# [Record list]
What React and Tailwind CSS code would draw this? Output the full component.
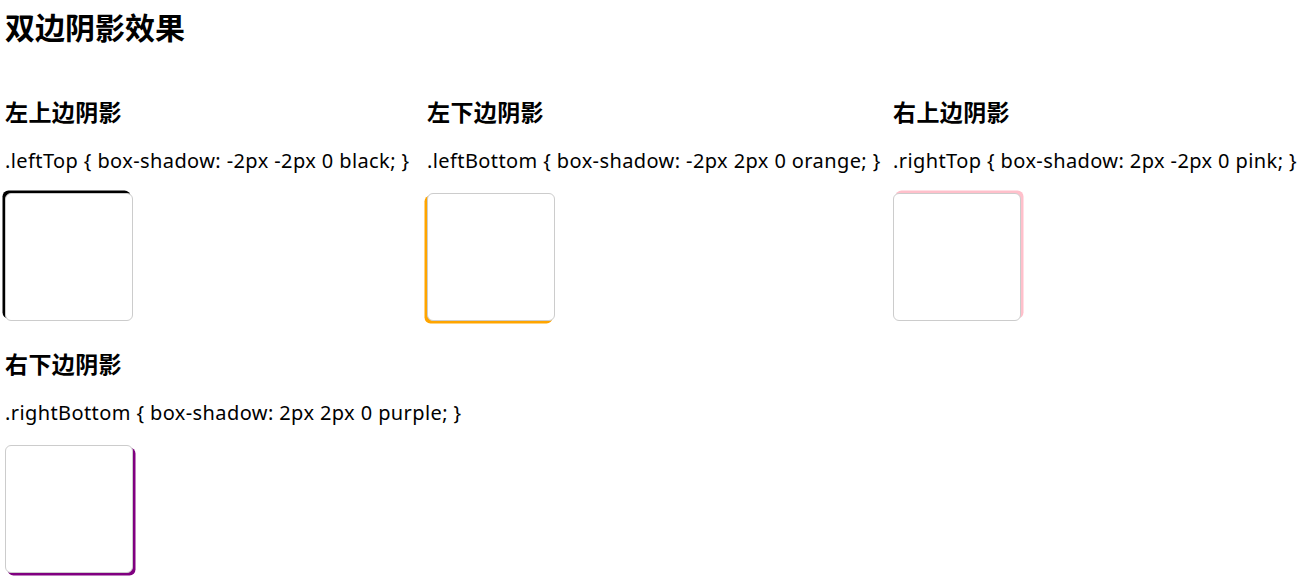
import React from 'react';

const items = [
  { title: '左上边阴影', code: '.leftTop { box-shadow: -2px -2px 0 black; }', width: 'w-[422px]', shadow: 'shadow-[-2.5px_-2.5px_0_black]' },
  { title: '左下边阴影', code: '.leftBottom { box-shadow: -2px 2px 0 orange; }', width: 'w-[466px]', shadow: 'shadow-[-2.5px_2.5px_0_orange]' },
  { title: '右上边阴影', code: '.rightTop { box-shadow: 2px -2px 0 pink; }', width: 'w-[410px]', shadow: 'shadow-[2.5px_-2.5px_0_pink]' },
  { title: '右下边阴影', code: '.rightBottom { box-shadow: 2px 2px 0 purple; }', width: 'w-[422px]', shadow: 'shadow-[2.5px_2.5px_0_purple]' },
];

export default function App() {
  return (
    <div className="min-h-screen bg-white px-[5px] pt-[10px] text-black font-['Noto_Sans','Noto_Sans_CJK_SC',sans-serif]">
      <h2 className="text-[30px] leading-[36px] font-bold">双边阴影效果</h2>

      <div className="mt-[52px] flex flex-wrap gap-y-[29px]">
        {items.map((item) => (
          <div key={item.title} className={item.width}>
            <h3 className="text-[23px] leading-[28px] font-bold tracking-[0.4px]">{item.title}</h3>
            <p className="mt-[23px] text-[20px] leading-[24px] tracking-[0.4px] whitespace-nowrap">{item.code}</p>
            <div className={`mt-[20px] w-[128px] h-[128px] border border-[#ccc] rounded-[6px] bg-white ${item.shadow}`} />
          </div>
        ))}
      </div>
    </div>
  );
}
==
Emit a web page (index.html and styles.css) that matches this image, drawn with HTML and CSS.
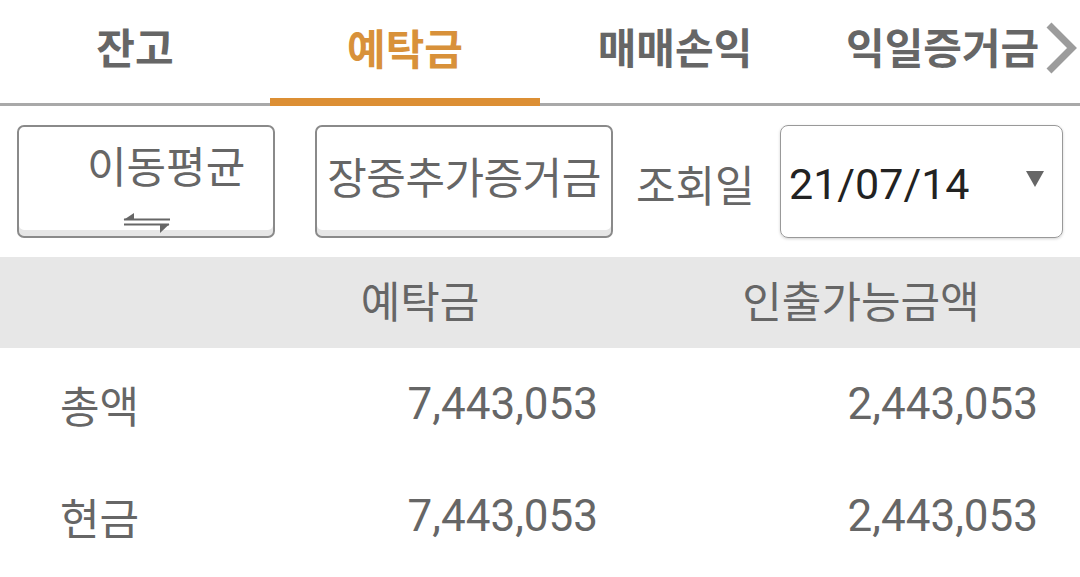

# [Exercise details]
Give back exactly the lines from the one that holds "What React and" to the one that holds "import React from 'react';", with both ends and without the images.

# [Written answer]
What React and Tailwind CSS code would draw this? Output the full component.
import React from 'react';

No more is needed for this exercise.